The retreat has become a lightning rod on social media after commentators characterized its framing of Mary as casting her as a Palestinian woman giving birth under occupation, a description widely shared and condemned online, including by Israeli commentator Hen Mazzig, who argued the framing distorts the historical record that Jesus and his mother were Jewish, living in Judea under Roman rule at the time. Critics online echoed that point, arguing that recasting a Jewish woman living in her people's ancestral homeland as a symbol of Palestinian occupation amounts to a rewriting of both scripture and history.

This is not the first retreat of its kind for Duwaji this month. She previously co-hosted a sold-out gathering called "Plants Of The Quran" on the Spanish island of Mallorca, which ran from July 1 through July 6 and cost roughly $3,400 per guest, according to the New York Post. That trip drew its own criticism after it emerged Duwaji had skipped New York City's celebrations marking America's two hundred fiftieth anniversary to attend, a contrast made sharper by her husband's own request that New Yorkers turn their air conditioners up to 78 degrees during a heat wave while parts of City Hall were reportedly kept far cooler.
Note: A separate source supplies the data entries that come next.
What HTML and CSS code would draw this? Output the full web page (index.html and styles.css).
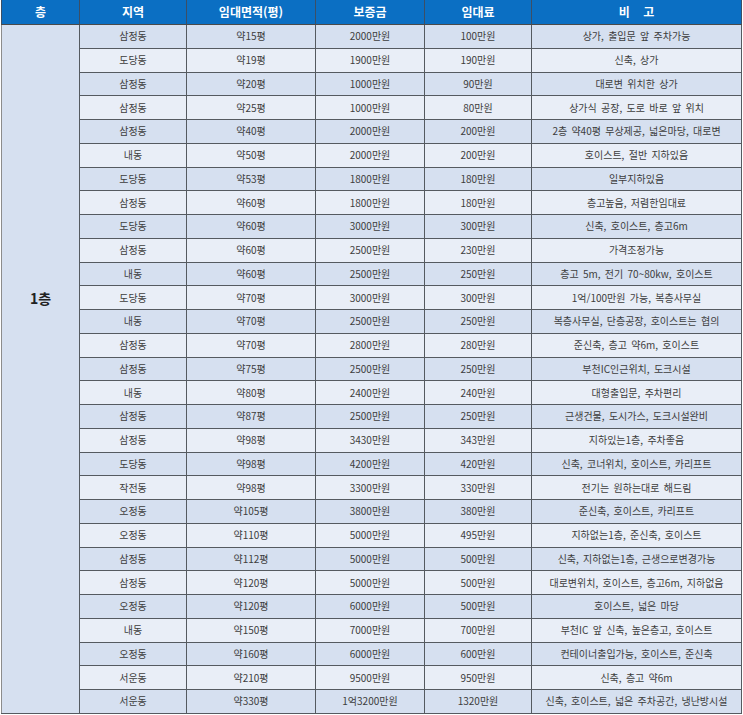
FILE: index.html
```html
<!DOCTYPE html>
<html lang="ko">
<head>
<meta charset="utf-8">
<title>임대 목록</title>
<link rel="stylesheet" href="styles.css">
</head>
<body>
<table class="list">
  <colgroup>
    <col class="c-floor"><col class="c-area"><col class="c-size"><col class="c-dep"><col class="c-rent"><col class="c-note">
  </colgroup>
  <thead>
    <tr><th>층</th><th>지역</th><th>임대면적(평)</th><th>보증금</th><th>임대료</th><th>비&nbsp;&nbsp;&nbsp;&nbsp;고</th></tr>
  </thead>
  <tbody>
    <tr class="b"><td class="floor" rowspan="29">1층</td><td>삼정동</td><td>약15평</td><td>2000만원</td><td>100만원</td><td>상가, 출입문 앞 주차가능</td></tr>
    <tr class="w"><td>도당동</td><td>약19평</td><td>1900만원</td><td>190만원</td><td>신축, 상가</td></tr>
    <tr class="b"><td>삼정동</td><td>약20평</td><td>1000만원</td><td>90만원</td><td>대로변 위치한 상가</td></tr>
    <tr class="w"><td>삼정동</td><td>약25평</td><td>1000만원</td><td>80만원</td><td>상가식 공장, 도로 바로 앞 위치</td></tr>
    <tr class="b"><td>삼정동</td><td>약40평</td><td>2000만원</td><td>200만원</td><td>2층 약40평 무상제공, 넓은마당, 대로변</td></tr>
    <tr class="w"><td>내동</td><td>약50평</td><td>2000만원</td><td>200만원</td><td>호이스트, 절반 지하있음</td></tr>
    <tr class="b"><td>도당동</td><td>약53평</td><td>1800만원</td><td>180만원</td><td>일부지하있음</td></tr>
    <tr class="w"><td>삼정동</td><td>약60평</td><td>1800만원</td><td>180만원</td><td>층고높음, 저렴한임대료</td></tr>
    <tr class="b"><td>도당동</td><td>약60평</td><td>3000만원</td><td>300만원</td><td>신축, 호이스트, 층고6m</td></tr>
    <tr class="w"><td>삼정동</td><td>약60평</td><td>2500만원</td><td>230만원</td><td>가격조정가능</td></tr>
    <tr class="b"><td>내동</td><td>약60평</td><td>2500만원</td><td>250만원</td><td>층고 5m, 전기 70~80kw, 호이스트</td></tr>
    <tr class="w"><td>도당동</td><td>약70평</td><td>3000만원</td><td>300만원</td><td>1억/100만원 가능, 복층사무실</td></tr>
    <tr class="b"><td>내동</td><td>약70평</td><td>2500만원</td><td>250만원</td><td>복층사무실, 단층공장, 호이스트는 협의</td></tr>
    <tr class="w"><td>삼정동</td><td>약70평</td><td>2800만원</td><td>280만원</td><td>준신축, 층고 약6m, 호이스트</td></tr>
    <tr class="b"><td>삼정동</td><td>약75평</td><td>2500만원</td><td>250만원</td><td>부천IC인근위치, 도크시설</td></tr>
    <tr class="w"><td>내동</td><td>약80평</td><td>2400만원</td><td>240만원</td><td>대형출입문, 주차편리</td></tr>
    <tr class="b"><td>삼정동</td><td>약87평</td><td>2500만원</td><td>250만원</td><td>근생건물, 도시가스, 도크시설완비</td></tr>
    <tr class="w"><td>삼정동</td><td>약98평</td><td>3430만원</td><td>343만원</td><td>지하있는1층, 주차좋음</td></tr>
    <tr class="b"><td>도당동</td><td>약98평</td><td>4200만원</td><td>420만원</td><td>신축, 코너위치, 호이스트, 카리프트</td></tr>
    <tr class="w"><td>작전동</td><td>약98평</td><td>3300만원</td><td>330만원</td><td>전기는 원하는대로 해드림</td></tr>
    <tr class="b"><td>오정동</td><td>약105평</td><td>3800만원</td><td>380만원</td><td>준신축, 호이스트, 카리프트</td></tr>
    <tr class="w"><td>오정동</td><td>약110평</td><td>5000만원</td><td>495만원</td><td>지하없는1층, 준신축, 호이스트</td></tr>
    <tr class="b"><td>삼정동</td><td>약112평</td><td>5000만원</td><td>500만원</td><td>신축, 지하없는1층, 근생으로변경가능</td></tr>
    <tr class="w"><td>삼정동</td><td>약120평</td><td>5000만원</td><td>500만원</td><td>대로변위치, 호이스트, 층고6m, 지하없음</td></tr>
    <tr class="b"><td>오정동</td><td>약120평</td><td>6000만원</td><td>500만원</td><td>호이스트, 넓은 마당</td></tr>
    <tr class="w"><td>내동</td><td>약150평</td><td>7000만원</td><td>700만원</td><td>부천IC 앞 신축, 높은층고, 호이스트</td></tr>
    <tr class="b"><td>오정동</td><td>약160평</td><td>6000만원</td><td>600만원</td><td>컨테이너출입가능, 호이스트, 준신축</td></tr>
    <tr class="w"><td>서운동</td><td>약210평</td><td>9500만원</td><td>950만원</td><td>신축, 층고 약6m</td></tr>
    <tr class="b"><td>서운동</td><td>약330평</td><td>1억3200만원</td><td>1320만원</td><td>신축, 호이스트, 넓은 주차공간, 냉난방시설</td></tr>
  </tbody>
</table>
</body>
</html>
```

FILE: styles.css
```css
html, body {
  margin: 0;
  padding: 0;
  background: #ffffff;
}

body {
  font-family: "Noto Sans CJK KR", "Noto Sans", sans-serif;
}

.list {
  margin: 0 0 0 1px;
  width: 740px;
  table-layout: fixed;
  border-collapse: collapse;
  border: 1px solid #8c8c8c;
  border-top: none;
}

.c-floor { width: 78px; }
.c-area { width: 107px; }
.c-size { width: 129px; }
.c-dep { width: 109px; }
.c-rent { width: 107px; }
.c-note { width: 210px; }

.list th {
  height: 24px;
  padding: 0;
  background: #0b6fc3;
  color: #ffffff;
  font-size: 12px;
  font-weight: 700;
  text-align: center;
  vertical-align: middle;
  border-left: 1px solid #3c4f66;
  border-right: 1px solid #3c4f66;
  border-bottom: 1px solid #4a4a4a;
  line-height: 1;
}

.list td {
  height: 22.76px;
  padding: 0;
  font-size: 10px;
  line-height: 1;
  word-spacing: 1.5px;
  color: #3d3d3d;
  text-align: center;
  vertical-align: middle;
  border: 1px solid #555a60;
  white-space: nowrap;
  overflow: hidden;
}

.list tr.b td {
  background: #d6e0f0;
}

.list tr.w td {
  background: #e9eef7;
}

.list td.floor {
  background: #d6e0f0;
  font-size: 14px;
  font-weight: 700;
  color: #222222;
  padding-bottom: 141px;
  border-left: 1px solid #8c8c8c;
}
```
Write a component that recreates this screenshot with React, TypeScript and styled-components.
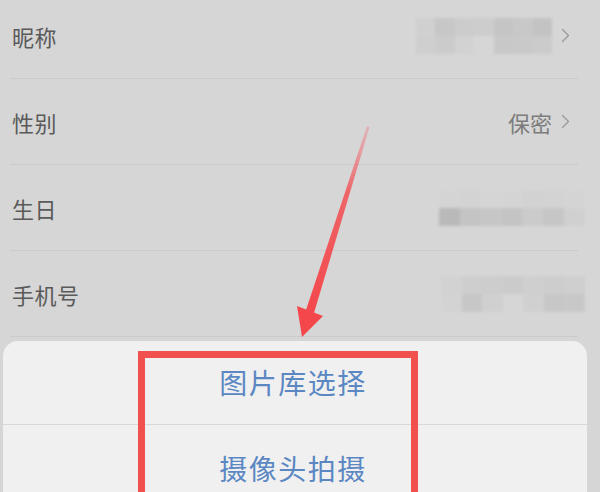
import React from 'react';
import styled, { createGlobalStyle } from 'styled-components';

const GlobalStyle = createGlobalStyle`
  html, body {
    margin: 0;
    padding: 0;
    background: #d6d6d6;
  }
  body {
    font-family: "Noto Sans CJK SC", "Noto Sans", sans-serif;
  }
`;

interface Field {
  label: string;
  value?: string;
  chevron: boolean;
  mosaic?: string[][];
  mosaicWidth?: number;
}

const fields: Field[] = [
  {
    label: '昵称',
    chevron: true,
    mosaicWidth: 136,
    mosaic: [
      ['#d0d0d0', '#c7c7c7', '#cccccc', '#cdcdcd', '#c5c5c5', '#c8c8c8', '#c3c3c3'],
      ['#cfcfcf', '#cbcbcb', '#d2d2d2', '#d6d6d6', '#c8c8c8', '#c9c9c9', '#cbcbcb'],
    ],
  },
  { label: '性别', value: '保密', chevron: true },
  {
    label: '生日',
    chevron: false,
    mosaicWidth: 146,
    mosaic: [
      ['#d4d4d4', '#d3d3d3', '#d5d5d5', '#d4d4d4', '#d2d2d2', '#d3d3d3', '#d4d4d4'],
      ['#b9b9b9', '#c4c4c4', '#c6c6c6', '#c4c4c4', '#cbcbcb', '#c6c6c6', '#d0d0d0'],
    ],
  },
  {
    label: '手机号',
    chevron: false,
    mosaicWidth: 144,
    mosaic: [
      ['#d2d2d2', '#cecece', '#cdcdcd', '#cbcbcb', '#cfcfcf', '#cdcdcd', '#cfcfcf'],
      ['#d3d3d3', '#c7c7c7', '#d0d0d0', '#d6d6d6', '#d0d0d0', '#c7c7c7', '#c8c8c8'],
    ],
  },
];

const options = ['图片库选择', '摄像头拍摄'];

const App: React.FC = () => {
  return (
    <>
      <GlobalStyle />
      <Screen>
        <FieldList>
          {fields.map((f) => (
            <FieldRow key={f.label}>
              <FieldLabel>{f.label}</FieldLabel>
              <FieldValue $chevron={f.chevron}>
                {f.value && <ValueText>{f.value}</ValueText>}
                {f.mosaic && (
                  <Mosaic style={{ width: f.mosaicWidth }}>
                    {f.mosaic.flat().map((c, i) => (
                      <MosaicCell key={i} $shade={c} />
                    ))}
                  </Mosaic>
                )}
                {f.chevron && (
                  <Chevron width="9" height="15" viewBox="0 0 9 15">
                    <polyline points="1.5,1.5 7.5,7.5 1.5,13.5" />
                  </Chevron>
                )}
              </FieldValue>
            </FieldRow>
          ))}
        </FieldList>

        <Sheet>
          {options.map((o) => (
            <SheetOption key={o}>{o}</SheetOption>
          ))}
        </Sheet>

        <Highlight />

        <ArrowOverlay width="600" height="492" viewBox="0 0 600 492">
          <defs>
            <linearGradient id="shaft" x1="368" y1="125" x2="305" y2="315" gradientUnits="userSpaceOnUse">
              <stop offset="0" stopColor="#f07a80" stopOpacity="0.35" />
              <stop offset="0.35" stopColor="#f0585c" stopOpacity="0.9" />
              <stop offset="1" stopColor="#f4474b" />
            </linearGradient>
          </defs>
          <polygon points="367,126 369.5,127 314,313 306,310" fill="url(#shaft)" />
          <polygon points="297,306 323,316 302,337" fill="#f4474b" />
        </ArrowOverlay>
      </Screen>
    </>
  );
};

const Screen = styled.div`
  position: relative;
  width: 600px;
  height: 492px;
  overflow: hidden;
  background: #d6d6d6;
`;

const FieldList = styled.div`
  display: flex;
  flex-direction: column;
  margin-top: -7px;
  padding: 0 22px 0 10px;
`;

const FieldRow = styled.div`
  height: 85px;
  display: flex;
  align-items: center;
  justify-content: space-between;
  border-bottom: 1px solid #cbcbcb;
  padding: 0 0 0 2px;
  box-sizing: content-box;
`;

const FieldLabel = styled.span`
  font-size: 22px;
  color: #5a5a5a;
  letter-spacing: 0.5px;
`;

const FieldValue = styled.div<{ $chevron: boolean }>`
  display: flex;
  align-items: center;
  gap: 9px;
  margin-right: ${({ $chevron }) => ($chevron ? '8px' : '-7px')};
`;

const ValueText = styled.span`
  font-size: 22px;
  color: #7c7c7c;
`;

const Mosaic = styled.div`
  height: 36px;
  display: grid;
  grid-template-columns: repeat(7, 1fr);
  grid-template-rows: 1fr 1fr;
  filter: blur(1.5px);
`;

const MosaicCell = styled.div<{ $shade: string }>`
  background: ${({ $shade }) => $shade};
`;

const Chevron = styled.svg`
  fill: none;
  stroke: #9a9a9a;
  stroke-width: 1.4;
  stroke-linecap: round;
  stroke-linejoin: round;
`;

const Sheet = styled.div`
  position: absolute;
  left: 3px;
  top: 341px;
  width: 584px;
  height: 170px;
  background: #f0f0f1;
  border-radius: 15px 15px 0 0;
  display: flex;
  flex-direction: column;
`;

const SheetOption = styled.div`
  height: 84px;
  display: flex;
  align-items: center;
  justify-content: center;
  font-size: 28px;
  color: #5b87c2;
  letter-spacing: 1.5px;
  padding-right: 4px;

  & + & {
    border-top: 1px solid #d8d8da;
    height: 88px;
  }
`;

const Highlight = styled.div`
  position: absolute;
  left: 138px;
  top: 351px;
  width: 280px;
  height: 200px;
  box-sizing: border-box;
  border: 7px solid #f2504f;
`;

const ArrowOverlay = styled.svg`
  position: absolute;
  left: 0;
  top: 0;
  pointer-events: none;
`;

export default App;
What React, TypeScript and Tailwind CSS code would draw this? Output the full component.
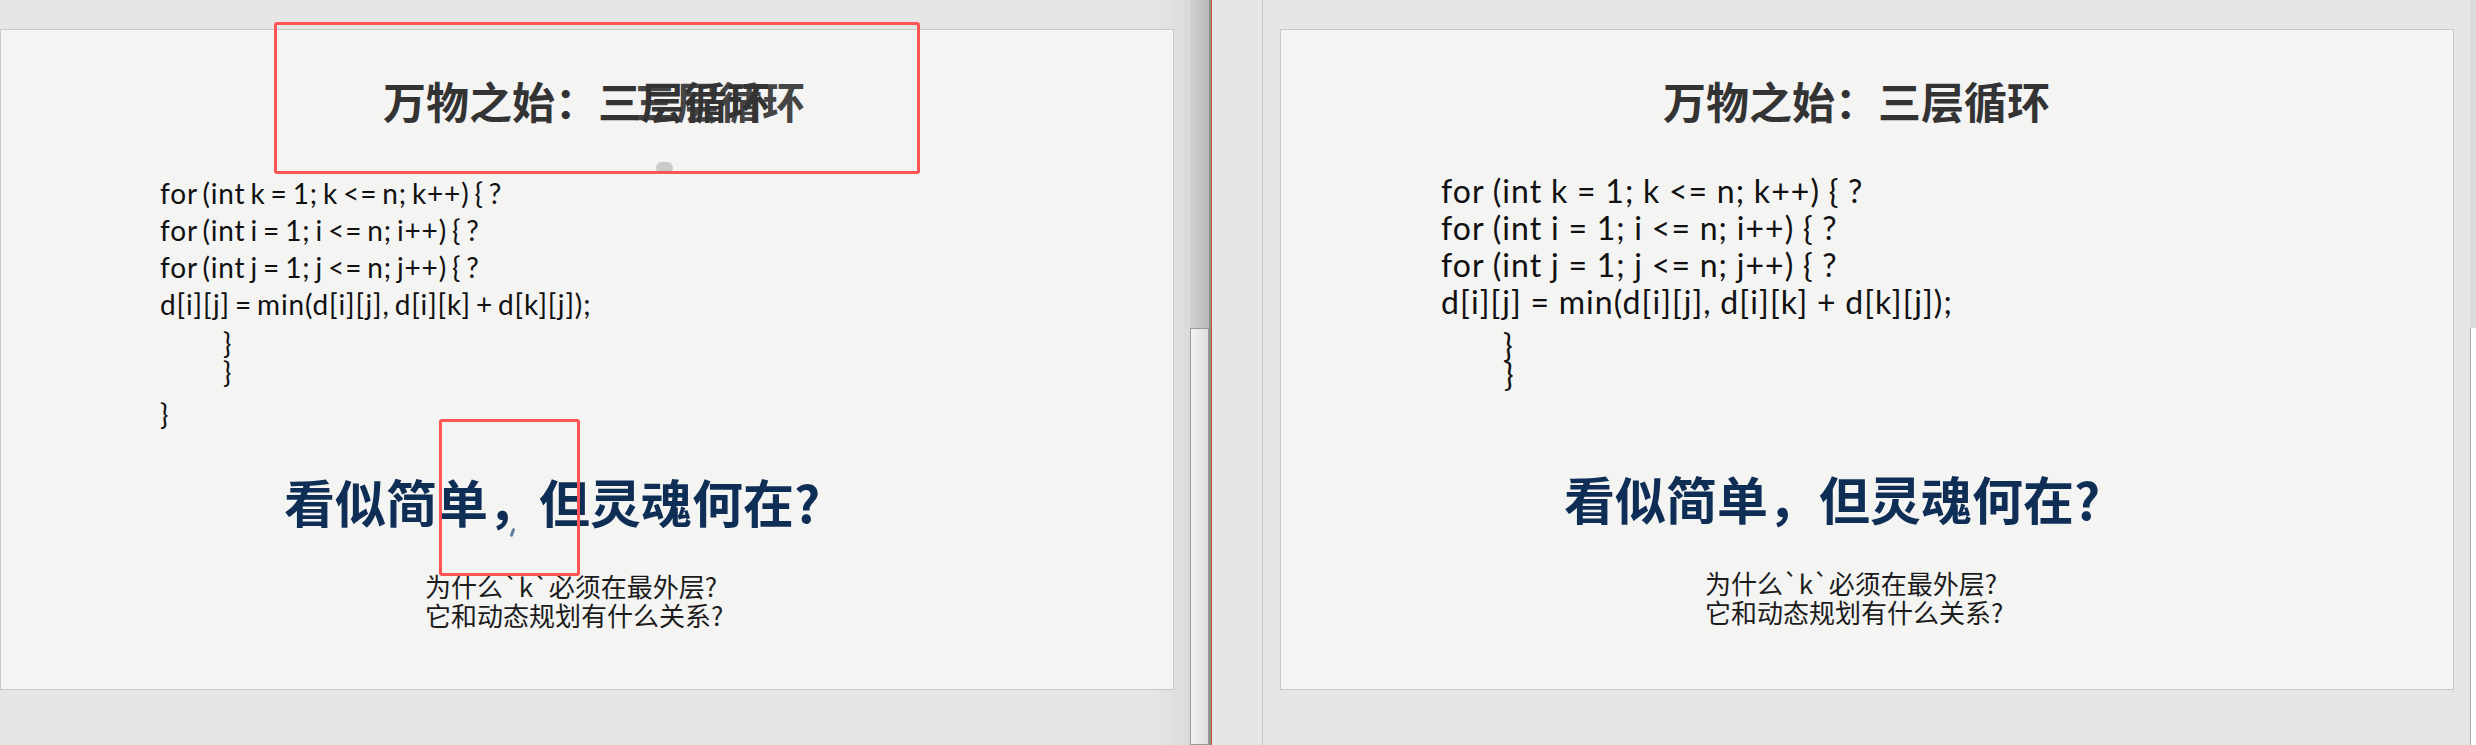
const codeLines = [
  "for (int k = 1; k <= n; k++) { ?",
  "for (int i = 1; i <= n; i++) { ?",
  "for (int j = 1; j <= n; j++) { ?",
  "d[i][j] = min(d[i][j], d[i][k] + d[k][j]);",
];

function Slide({ broken }: { broken?: boolean }) {
  return (
    <div className="h-[661px] w-[1174px] border border-[#c8c8c8] bg-[#f4f4f3] font-['Noto_Sans_CJK_SC',sans-serif]">
      {/* title */}
      <div className="pl-[382px] pt-[49px]">
        <div className="relative inline-block whitespace-nowrap text-[43px] font-bold leading-[43px] text-[#333333]">
          万物之始：三层循环
          {broken && (
            <span className="absolute left-[250px] top-0 whitespace-nowrap text-[#333333] opacity-90">三层循环</span>
          )}
        </div>
      </div>

      {/* code */}
      <div
        className={
          broken
            ? "mt-[51px] pl-[159px] font-['Lato','Noto_Sans_CJK_SC',sans-serif] text-[28px] tracking-[0.85px] [word-spacing:-3px] text-[#111111]"
            : "mt-[48px] pl-[160px] font-['Lato','Noto_Sans_CJK_SC',sans-serif] text-[32px] tracking-[1.1px] [word-spacing:-0.7px] text-[#111111]"
        }
      >
        {codeLines.map((line) => (
          <div key={line} className="whitespace-pre leading-[37px]">
            {line}
          </div>
        ))}
        <div className={broken ? "mt-[6px] pl-[63px] leading-[29px]" : "mt-[10px] pl-[62px] leading-[29px]"}>{"}"}</div>
        <div className="pl-[63px] leading-[29px]">{"}"}</div>
        {broken ? (
          <div className="mt-[13px] leading-[29px]">{"}"}</div>
        ) : (
          <div className="mt-[9px] h-[29px]" />
        )}
      </div>

      {/* question */}
      <div className="mt-[47px] whitespace-nowrap pl-[283px] text-[51px] font-bold leading-[51px] text-[#0f2e56]">
        看似简单，但灵魂何在?
      </div>
      <div className="mt-[44px] pl-[424px] text-[26px] leading-[29px] text-[#1c1c1c]">
        <div>为什么`k`必须在最外层?</div>
        <div>它和动态规划有什么关系?</div>
      </div>
    </div>
  );
}

export default function App() {
  return (
    <div className="flex h-[745px] w-[2476px] overflow-hidden bg-[#e6e6e6]">
      {/* left pane */}
      <div className="relative w-[1190px] shrink-0 bg-gradient-to-r from-[#e6e6e6] from-[97%] to-[#dadada] pt-[29px]">
        <Slide broken />
        {/* annotation boxes */}
        <div className="absolute left-[656px] top-[162px] h-[12px] w-[17px] rounded-full bg-[#cacaca]" />
        <div className="absolute left-[274px] top-[22px] h-[152px] w-[646px] rounded-[3px] border-[3px] border-[#ff5454]" />
        <div className="absolute left-[439px] top-[419px] h-[157px] w-[141px] rounded-[3px] border-[3px] border-[#ff5454]" />
        <div className="absolute left-[511px] top-[528px] h-[9px] w-[3px] rotate-[20deg] rounded-full bg-[#3a5f8a] opacity-80" />
      </div>

      {/* scrollbar */}
      <div className="flex w-[19px] shrink-0 flex-col">
        <div className="h-[328px] bg-gradient-to-r from-[#d2d2d2] to-[#b9b9b9]" />
        <div className="flex-1 border border-[#9a9a9a] bg-gradient-to-r from-[#f3f3f3] to-[#dedede]" />
      </div>
      <div className="w-[2px] shrink-0 bg-[#8e8e8e]" />
      <div className="w-px shrink-0 bg-[#cf532e]" />

      <div className="w-[50px] shrink-0" />
      <div className="w-px shrink-0 bg-[#c4c4c4]" />
      <div className="w-[17px] shrink-0" />

      {/* right pane */}
      <div className="shrink-0 pt-[29px]">
        <Slide />
      </div>
      <div className="w-[16px] shrink-0" />
      <div className="flex w-[6px] shrink-0 flex-col">
        <div className="h-[328px] bg-[#dcdcdc]" />
        <div className="flex-1 border-l border-[#a6a6a6] bg-white" />
      </div>
    </div>
  );
}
Duwaji, a Syrian-American artist raised in Texas and educated in Dubai, has faced repeated scrutiny over past social media posts, since deleted, in which she praised Palestinian militant groups and criticized American service members, among other controversial statements. She has since apologized for what she called past harmful content. Mamdani has said his wife should not face scrutiny over her personal views since she holds no formal role in his administration, a defense that critics say has grown harder to sustain given her increasingly public profile as the city's first lady.

Neither Duwaji nor a spokesperson for the mayor's office has directly addressed the specific criticism over the Corsica retreat's framing of Mary as of this writing.